-- begin --

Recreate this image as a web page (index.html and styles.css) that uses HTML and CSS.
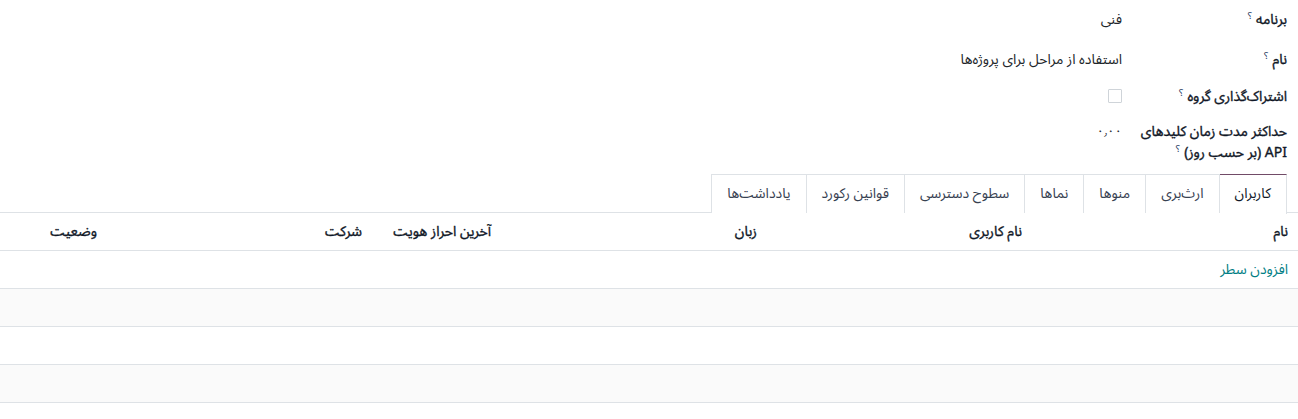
FILE: index.html
```html
<!DOCTYPE html>
<html lang="fa" dir="rtl">
<head>
<meta charset="utf-8">
<link rel="stylesheet" href="styles.css">
</head>
<body>
<div class="sheet">
  <div class="group">
    <div class="row r1">
      <div class="label">برنامه<sup class="help">؟</sup></div>
      <div class="value">فنی</div>
    </div>
    <div class="row r2">
      <div class="label">نام<sup class="help">؟</sup></div>
      <div class="value">استفاده از مراحل برای پروژه‌ها</div>
    </div>
    <div class="row r3">
      <div class="label">اشتراک‌گذاری گروه<sup class="help">؟</sup></div>
      <div class="value"><span class="check"></span></div>
    </div>
    <div class="row r4">
      <div class="label">حداکثر مدت زمان کلیدهای API (بر حسب روز)<sup class="help">؟</sup></div>
      <div class="value num">٠٫٠٠</div>
    </div>
  </div>

  <div class="tabs">
    <div class="tab active">کاربران</div>
    <div class="tab">ارث‌بری</div>
    <div class="tab">منوها</div>
    <div class="tab">نماها</div>
    <div class="tab">سطوح دسترسی</div>
    <div class="tab">قوانین رکورد</div>
    <div class="tab">یادداشت‌ها</div>
  </div>

  <table class="list">
    <colgroup>
      <col class="c1"><col class="c2"><col class="c3"><col class="c4"><col class="c5"><col class="c6">
    </colgroup>
    <thead>
      <tr>
        <th>نام</th>
        <th>نام کاربری</th>
        <th>زبان</th>
        <th>آخرین احراز هویت</th>
        <th>شرکت</th>
        <th>وضعیت</th>
      </tr>
    </thead>
    <tbody>
      <tr><td colspan="6"><a class="add">افزودن سطر</a></td></tr>
      <tr class="alt"><td colspan="6"></td></tr>
      <tr><td colspan="6"></td></tr>
      <tr class="alt"><td colspan="6"></td></tr>
    </tbody>
  </table>
</div>
</body>
</html>
```

FILE: styles.css
```css
html, body {
  margin: 0;
  padding: 0;
  background: #fff;
}
body {
  font-family: "Noto Sans Arabic", "DejaVu Sans", sans-serif;
  font-size: 14px;
  line-height: 21px;
  color: #212529;
  direction: rtl;
}
.sheet {
  width: 1298px;
}
.group {
  padding: 9px 11px 0 0;
  display: flex;
  flex-direction: column;
}
.row {
  display: grid;
  grid-template-columns: 160px 300px;
  column-gap: 5px;
}
.r1 { height: 40px; }
.r2 { height: 37px; }
.r3 { height: 35px; }
.r4 { height: 53px; }
.label {
  font-weight: normal;
  -webkit-text-stroke: 0.35px #111827;
  color: #111827;
  width: 155px;
}
.help {
  font-size: 10px;
  font-weight: normal;
  -webkit-text-stroke: 0;
  color: #1f3a5f;
  padding: 0 4px;
  vertical-align: 5px;
  line-height: 0;
}
.value {
  color: #212529;
}
.num {
  font-size: 13px;
}
.check {
  display: inline-block;
  width: 12px;
  height: 12px;
  border: 1px solid #cfd4d9;
  border-radius: 1px;
  margin-top: 3px;
  vertical-align: top;
}
.tabs {
  display: flex;
  padding-right: 11px;
  border-bottom: 1px solid #dee2e6;
  height: 39px;
  box-sizing: border-box;
}
.tab {
  padding: 0 15px;
  height: 39px;
  box-sizing: border-box;
  border: 1px solid #dee2e6;
  border-left: none;
  border-bottom: none;
  line-height: 37px;
  color: #374151;
  background: #fff;
}
.tab:last-child {
  border-left: 1px solid #dee2e6;
}
.tab.active {
  border-top: 1px solid #714b67;
  color: #111827;
  height: 40px;
  position: relative;
  z-index: 1;
}
.list {
  width: 1298px;
  border-collapse: collapse;
  table-layout: fixed;
}
.c1 { width: 266px; }
.c2 { width: 265px; }
.c3 { width: 266px; }
.c4 { width: 129px; }
.c5 { width: 265px; }
.c6 { width: 107px; }
.list th {
  text-align: right;
  font-weight: normal;
  -webkit-text-stroke: 0.35px #111827;
  white-space: nowrap;
  color: #111827;
  height: 37px;
  padding: 0 10px 0 0;
  border-bottom: 1px solid #dee2e6;
}
.list td {
  height: 37px;
  padding: 0 10px 0 0;
  border-bottom: 1px solid #dee2e6;
}
.list tr.alt td {
  background: #fafafa;
}
.add {
  color: #017e84;
  text-decoration: none;
}
```
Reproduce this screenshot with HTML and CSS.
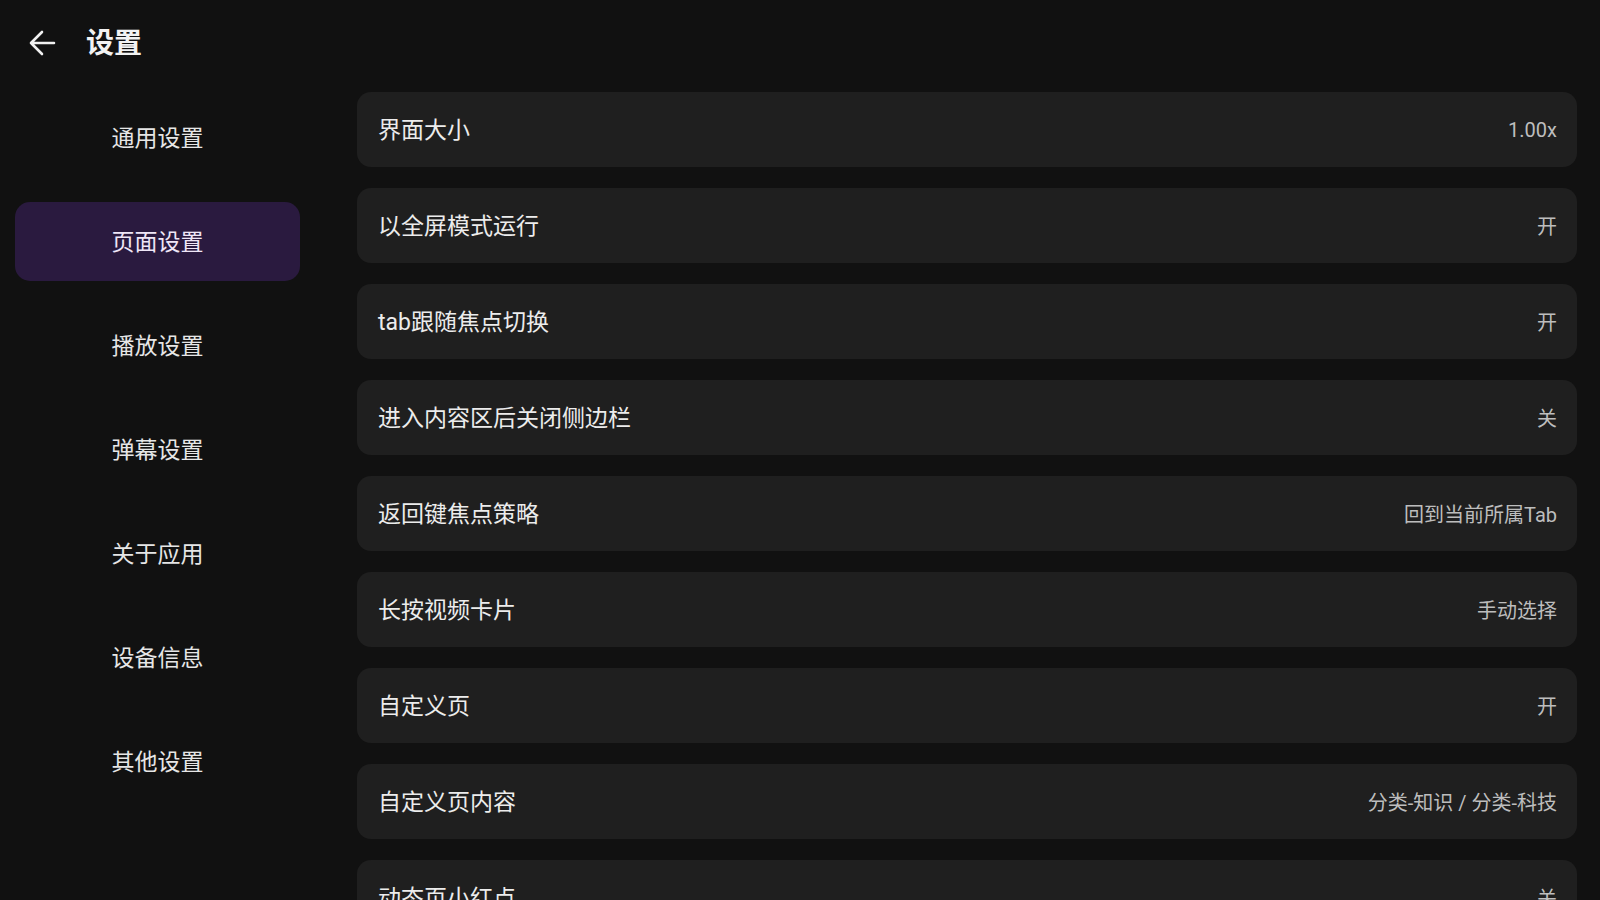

-- end --

Aim: Extract from the material all lines containing the string "this".

Finished exercise:
Recreate this image as a web page (index.html and styles.css) that uses HTML and CSS.
Reproduce this screenshot with HTML and CSS.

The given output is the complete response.